Tears

Read Jeremiah 31:15

The news from Texas yesterday is almost impossible to comprehend. Thinking about what type of response we believers in Christ might make, a great number of words from Scripture came to mind. However, instead of seeking answers and responses right now, I decided it is best to sit awhile in our grief. There will be time to seek answers and proper responses as led by the Spirit. So today, read of the grief Jeremiah lifts up and be surrounded by the shared grief knowing nineteen children and three adults were killed in an act of human violence. I am confident our  Lord is shedding tears as well.

A Purpose

Read Jeremiah 17:7-8

During a recent podcast from our city’s mayor, she was interviewing a chaplain who serves as a mentor and guide at one of our local universities. She was asking the gentleman about the advice he gives to his own children and the young adults with whom he works daily. One piece of advice he mentioned was to realize that wherever God has led someone, there is something which God intends for them to do there. This comment was a reminder for me of a charge which a friend of mine gave at the end of every worship experience. The image of God planting us somewhere to produce fruit came into my mind. This image raised the passage from Jeremiah in my thoughts.

What does it mean to be planted in a location to bear fruit? First, it raises the idea that wherever we land in life is not by chance nor is it solely based on decisions which we make. There is a partnership in action when it comes to the community we claim as home. God guides us in the process but does not dictate the decision. We may not always adhere to God’s guidance but whether we do or not, God will provide opportunities for us to bear fruit wherever we land.
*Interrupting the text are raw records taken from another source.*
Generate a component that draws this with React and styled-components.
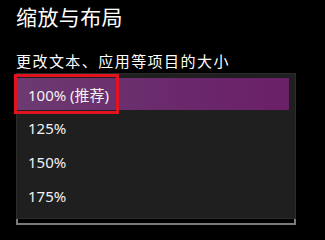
import styled, { createGlobalStyle } from 'styled-components';

const GlobalStyle = createGlobalStyle`
  html, body {
    margin: 0;
    padding: 0;
    background: #000;
  }
  body {
    font-family: "Noto Sans", "Noto Sans CJK SC", sans-serif;
    color: #fff;
  }
`;

const Page = styled.div`
  width: 325px;
  height: 237px;
  padding: 3px 29px 0 16px;
  box-sizing: border-box;
  overflow: hidden;
  display: flex;
  flex-direction: column;
`;

const Title = styled.h1`
  margin: 0;
  font-size: 21px;
  font-weight: 400;
  line-height: 28px;
  letter-spacing: 0.4px;
`;

const Label = styled.div`
  margin-top: 20px;
  font-size: 15px;
  line-height: 20px;
  letter-spacing: 1.45px;
`;

const Popup = styled.div`
  margin-top: 2px;
  background: #1f1f1f;
  border: 1px solid #2c2c2c;
  padding: 4px 6px 5px 0;
  display: flex;
  flex-direction: column;
`;

const Option = styled.div`
  position: relative;
  height: ${p => (p.$selected ? 32 : 34)}px;
  margin-bottom: ${p => (p.$selected ? 1 : 0)}px;
  display: flex;
  align-items: center;
  padding-left: 11px;
  font-size: 15px;
  color: #f2f2f2;
  background: ${p =>
    p.$selected ? 'linear-gradient(90deg, #6d3a71 0%, #6a2a6c 55%, #6b1f67 100%)' : 'transparent'};
`;

const Highlight = styled.div`
  position: absolute;
  left: -3px;
  top: -4px;
  width: 105px;
  height: 40px;
  border: 3px solid #e3121f;
  box-sizing: border-box;
`;

const ComboTail = styled.div`
  height: 4px;
  border: 2px solid #7a7a7a;
  border-top: none;
`;

const options = ['100% (推荐)', '125%', '150%', '175%'];

export default function App() {
  return (
    <>
      <GlobalStyle />
      <Page>
        <Title>缩放与布局</Title>
        <Label>更改文本、应用等项目的大小</Label>
        <Popup>
          {options.map((o, i) => (
            <Option key={o} $selected={i === 0}>
              {o}
              {i === 0 && <Highlight />}
            </Option>
          ))}
        </Popup>
        <ComboTail />
      </Page>
    </>
  );
}
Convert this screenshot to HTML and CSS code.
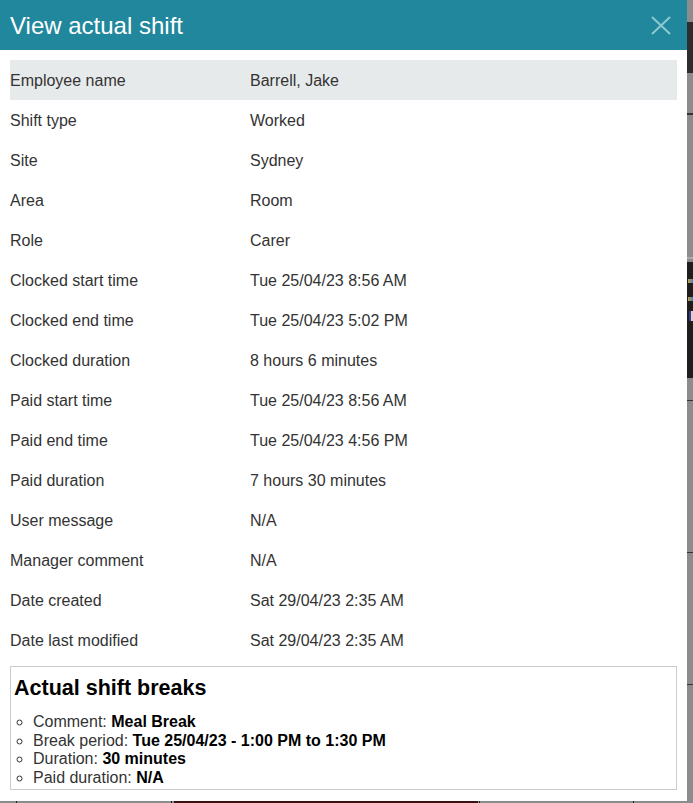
FILE: index.html
```html
<!DOCTYPE html>
<html>

<head lang="en">
  <meta charset="UTF-8">
  <title>View actual shift</title>
  <link rel="stylesheet" href="styles.css">
</head>

<body>
  <!-- page behind the overlay -->
  <div class="backdrop">
    <div class="bg-bar bar1"></div>
    <div class="bg-line line1"></div>
    <div class="bg-panel">
      <span class="tag tag1"></span>
      <span class="tag tag2"></span>
      <span class="tag tag3"></span>
    </div>
    <div class="bg-line line2"></div>
    <div class="bg-line line3"></div>
    <div class="bg-line line4"></div>
    <div class="bg-foot"></div>
    <div class="bg-tick tick1"></div>
    <div class="bg-tick tick2"></div>
    <div class="bg-tick tick3"></div>
    <div class="bg-tick tick4"></div>
  </div>

  <div class="modal">
    <div class="modal-header">
      <h2 class="modal-title">View actual shift</h2>
      <a href="javascript:;" class="close">
        <svg width="20" height="19" viewBox="0 0 20 19">
          <path d="M1 1 L19 18 M19 1 L1 18" stroke="currentColor" stroke-width="2" fill="none" />
        </svg>
      </a>
    </div>

    <div class="modal-body">
      <div class="details">
        <div class="row first"><span>Employee name</span><span>Barrell, Jake</span></div>
        <div class="row"><span>Shift type</span><span>Worked</span></div>
        <div class="row"><span>Site</span><span>Sydney</span></div>
        <div class="row"><span>Area</span><span>Room</span></div>
        <div class="row"><span>Role</span><span>Carer</span></div>
        <div class="row"><span>Clocked start time</span><span>Tue 25/04/23 8:56 AM</span></div>
        <div class="row"><span>Clocked end time</span><span>Tue 25/04/23 5:02 PM</span></div>
        <div class="row"><span>Clocked duration</span><span>8 hours 6 minutes</span></div>
        <div class="row"><span>Paid start time</span><span>Tue 25/04/23 8:56 AM</span></div>
        <div class="row"><span>Paid end time</span><span>Tue 25/04/23 4:56 PM</span></div>
        <div class="row"><span>Paid duration</span><span>7 hours 30 minutes</span></div>
        <div class="row"><span>User message</span><span>N/A</span></div>
        <div class="row"><span>Manager comment</span><span>N/A</span></div>
        <div class="row"><span>Date created</span><span>Sat 29/04/23 2:35 AM</span></div>
        <div class="row"><span>Date last modified</span><span>Sat 29/04/23 2:35 AM</span></div>
      </div>

      <div class="breaks">
        <h3>Actual shift breaks</h3>
        <ul>
          <li>Comment: <b>Meal Break</b></li>
          <li>Break period: <b>Tue 25/04/23 - 1:00 PM to 1:30 PM</b></li>
          <li>Duration: <b>30 minutes</b></li>
          <li>Paid duration: <b>N/A</b></li>
        </ul>
      </div>
    </div>
  </div>
</body>

</html>
```

FILE: styles.css
```css
* {
  margin: 0;
  padding: 0;
  box-sizing: border-box;
}

body {
  background: #8c8c8c;
  font-family: "Liberation Sans", Arial, sans-serif;
  color: #333;
  height: 803px;
  overflow: hidden;
  position: relative;
}

/* greyed-out page under the dialog */
.backdrop {
  position: absolute;
  left: 0;
  top: 0;
  width: 693px;
  height: 803px;
}

.bg-bar,
.bg-line,
.bg-panel,
.bg-foot,
.bg-tick {
  position: absolute;
}

.bar1 {
  left: 680px;
  top: 22px;
  width: 13px;
  height: 51px;
  background: #2d2d2d;
}

.bg-line {
  left: 680px;
  width: 13px;
  height: 1px;
  background: #333;
}

.line1 {
  top: 113px;
  height: 2px;
}

.line2 {
  top: 400px;
}

.line3 {
  top: 552px;
}

.line4 {
  top: 684px;
}

.bg-panel {
  left: 680px;
  top: 257px;
  width: 13px;
  height: 121px;
  background: #1e1e1e;
  border-top: 2px solid #aaa;
  box-shadow: inset 0 3px 0 #8c8c8c;
}

.tag {
  position: absolute;
  left: 8px;
  height: 4px;
  width: 5px;
}

.tag1 {
  top: 20px;
  background: linear-gradient(90deg, #c9a23a, #3a7fc9);
}

.tag2 {
  top: 38px;
  background: linear-gradient(90deg, #c9a23a, #3a7fc9);
}

.tag3 {
  top: 52px;
  height: 10px;
  width: 4px;
  left: 9px;
  background: #d8d0d0;
  border-left: 2px solid #3a3a8c;
}

.bg-foot {
  left: 174px;
  top: 801px;
  width: 304px;
  height: 2px;
  background: #3b1111;
}

.bg-tick {
  top: 801px;
  width: 1px;
  height: 2px;
  background: #222;
}

.tick1 {
  left: 16px;
}

.tick2 {
  left: 171px;
}

.tick3 {
  left: 479px;
}

.tick4 {
  left: 633px;
}

/* dialog */
.modal {
  position: relative;
  z-index: 2;
  width: 687px;
  height: 801px;
  background: #fff;
}

.modal-header {
  height: 50px;
  background: #20879c;
  display: flex;
  align-items: center;
  justify-content: space-between;
  padding: 0 16px 0 10px;
}

.modal-title {
  font-size: 24px;
  font-weight: normal;
  color: #fff;
  line-height: 1;
  margin-top: 1px;
}

.close {
  color: #8fc8d2;
  display: flex;
  margin-top: 1px;
}

.modal-body {
  padding: 10px 10px 0;
}

.details .row {
  display: grid;
  grid-template-columns: 240px 1fr;
  align-items: center;
  height: 40px;
  padding-top: 2px;
  font-size: 16px;
}

.details .row.first {
  background: #e7eaeb;
}

.breaks {
  margin-top: 6px;
  height: 124px;
  border: 1px solid #ccc;
  padding: 9px 3px 0;
  color: #000;
}

.breaks h3 {
  font-size: 21.5px;
  line-height: 24px;
  font-weight: bold;
}

.breaks ul {
  list-style: circle;
  padding-left: 19px;
  margin-top: 13px;
  font-size: 16px;
  line-height: 18.5px;
  color: #333;
}

.breaks li b {
  color: #000;
}
```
When we trust God’s guidance, the landing is a little softer and the opportunities a little clearer.

Second, we are made aware that wherever we are, we have the opportunity to bear fruit in the Lord’s name. This bearing of fruit looks different for each person. Just as there are different colors, tastes and benefits of the fruits we find in nature, the produce from our actions and lives are different. The fruit which the Lord desires us to produce is the type which builds up others, introduces to them the possibilities with God, and communicates the love and grace of the Lord.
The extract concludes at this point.